Present resources, however, are exhausted, and recourse is had to borrowing: credit is still entire; the national capitals are drained away from commerce, and placed, one after another, at the disposal of a minister, who dissipates them, and replaces them by assignments on the future; and the passion which blinded men for a few months, condemns their posterity to suffering for ages.

Perhaps no invention was ever more fatal to men than that of public loans: none is yet enveloped with more illusions. The passions excited by politics are so violent; the questions to be decided by negotiations or by arms so important; all sacrifices become so natural, when the prosperity, the existence, the honour of all are at stake, that governments and the people, before yielding, are to exhaust every resource to the very uttermost.

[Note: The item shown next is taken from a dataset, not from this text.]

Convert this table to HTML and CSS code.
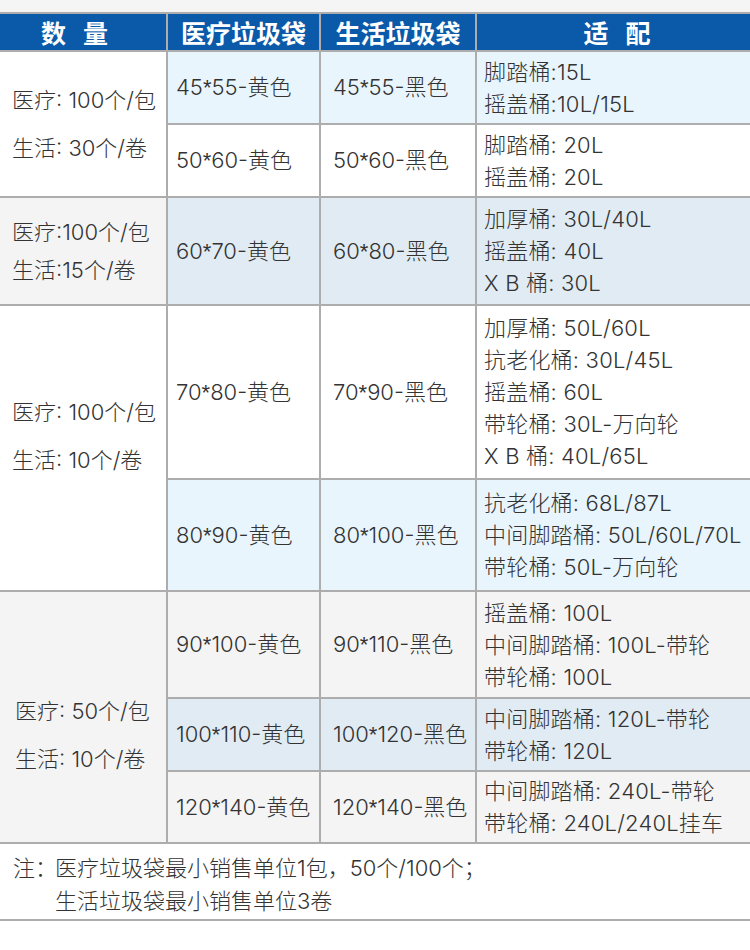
FILE: index.html
```html
<!DOCTYPE html>
<html lang="zh-CN">
<head>
<meta charset="utf-8">
<title>垃圾袋规格表</title>
<link rel="stylesheet" href="styles.css">
</head>
<body>
<div class="topband"></div>
<div class="spec">
  <div class="hd hd-spaced hd-qty">数量</div>
  <div class="hd">医疗垃圾袋</div>
  <div class="hd">生活垃圾袋</div>
  <div class="hd hd-spaced hd-fit">适配</div>

  <div class="cell qty white g1"><div>医疗: 100个/包<br>生活: 30个/卷</div></div>
  <div class="cell sz sky"><div>45<span class="ast">*</span>55-黄色</div></div>
  <div class="cell sz2 sky"><div>45<span class="ast">*</span>55-黑色</div></div>
  <div class="cell fit sky"><div>脚踏桶:15L<br>摇盖桶:10L/15L</div></div>

  <div class="cell sz white"><div>50<span class="ast">*</span>60-黄色</div></div>
  <div class="cell sz2 white"><div>50<span class="ast">*</span>60-黑色</div></div>
  <div class="cell fit white"><div>脚踏桶: 20L<br>摇盖桶: 20L</div></div>

  <div class="cell qty grey g2"><div>医疗:100个/包<br>生活:15个/卷</div></div>
  <div class="cell sz steel"><div>60<span class="ast">*</span>70-黄色</div></div>
  <div class="cell sz2 steel"><div>60<span class="ast">*</span>80-黑色</div></div>
  <div class="cell fit steel"><div>加厚桶: 30L/40L<br>摇盖桶: 40L<br>X B 桶: 30L</div></div>

  <div class="cell qty white g3"><div>医疗: 100个/包<br>生活: 10个/卷</div></div>
  <div class="cell sz white"><div>70<span class="ast">*</span>80-黄色</div></div>
  <div class="cell sz2 white"><div>70<span class="ast">*</span>90-黑色</div></div>
  <div class="cell fit white"><div>加厚桶: 50L/60L<br>抗老化桶: 30L/45L<br>摇盖桶: 60L<br>带轮桶: 30L-万向轮<br>X B 桶: 40L/65L</div></div>

  <div class="cell sz sky"><div>80<span class="ast">*</span>90-黄色</div></div>
  <div class="cell sz2 sky"><div>80<span class="ast">*</span>100-黑色</div></div>
  <div class="cell fit sky"><div>抗老化桶: 68L/87L<br>中间脚踏桶: 50L/60L/70L<br>带轮桶: 50L-万向轮</div></div>

  <div class="cell qty grey g4"><div>医疗: 50个/包<br>生活: 10个/卷</div></div>
  <div class="cell sz grey"><div>90<span class="ast">*</span>100-黄色</div></div>
  <div class="cell sz2 grey"><div>90<span class="ast">*</span>110-黑色</div></div>
  <div class="cell fit grey"><div>摇盖桶: 100L<br>中间脚踏桶: 100L-带轮<br>带轮桶: 100L</div></div>

  <div class="cell sz steel"><div>100<span class="ast">*</span>110-黄色</div></div>
  <div class="cell sz2 steel"><div>100<span class="ast">*</span>120-黑色</div></div>
  <div class="cell fit steel"><div>中间脚踏桶: 120L-带轮<br>带轮桶: 120L</div></div>

  <div class="cell sz grey"><div>120<span class="ast">*</span>140-黄色</div></div>
  <div class="cell sz2 grey"><div>120<span class="ast">*</span>140-黑色</div></div>
  <div class="cell fit grey"><div>中间脚踏桶: 240L-带轮<br>带轮桶: 240L/240L挂车</div></div>
</div>
<div class="note">
  <span class="note-label">注：</span>
  <div class="note-text">医疗垃圾袋最小销售单位1包，50个/100个；<br>生活垃圾袋最小销售单位3卷</div>
</div>
</body>
</html>
```

FILE: styles.css
```css
html, body {
  margin: 0;
  padding: 0;
  background: #ffffff;
}

body {
  width: 750px;
  font-family: "Inter", "Noto Sans CJK SC", sans-serif;
  font-weight: 300;
  color: #333333;
  font-size: 22px;
}

.topband {
  height: 12px;
  background: #f5f5f5;
}

.spec {
  display: grid;
  grid-template-columns: 166px 151px 154px 273px;
  grid-template-rows: 36px 71px 71px 106px 172px 110px 105px 71px 70px;
  gap: 2px;
  padding: 2px 0;
  background: #adadad;
}

.hd {
  display: flex;
  align-items: center;
  justify-content: center;
  background: #0b5aa9;
  color: #ffffff;
  font-family: "Noto Sans CJK SC", sans-serif;
  font-weight: 700;
  font-size: 25px;
  line-height: 30px;
}

.hd-spaced { letter-spacing: 17px; }
.hd-fit { padding-left: 24px; }

.cell {
  display: flex;
  align-items: center;
  white-space: nowrap;
  line-height: 32px;
}

.fit { letter-spacing: 0.2px; }

.ast {
  font-family: "Liberation Sans", sans-serif;
  font-weight: 400;
}

.white { background: #ffffff; }
.sky { background: #e9f5fd; }
.steel { background: #e1ebf3; }
.grey { background: #f4f4f4; }

.qty {
  grid-column: 1;
  padding-left: 12px;
  line-height: 48px;
}

.g1 { grid-row: 2 / span 2; }
.g2 { grid-row: 4; line-height: 38px; }
.g3 { grid-row: 5 / span 2; padding-bottom: 25px; }
.g4 { grid-row: 7 / span 3; padding-top: 36px; padding-left: 15px; }

.sz { padding-left: 8px; }
.sz2 { padding-left: 12px; }
.fit { padding-left: 7px; }

.note {
  display: flex;
  padding: 8px 0 1px 13px;
  line-height: 33px;
  border-bottom: 2px solid #adadad;
}

.note-label {
  flex: none;
  margin-right: -2px;
}
```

They will send out the last man to battle, they will expend their last shilling, if they can possibly dispose of either; and they will do this not alone for the safety of the people, but for any war, any quarrel in which they happen to engage, because there is no one in which their offended pride may not be confounded with honour, in which they cannot honestly say what is true only in extreme cases, that a nation had better cease to exist than exist dishonoured.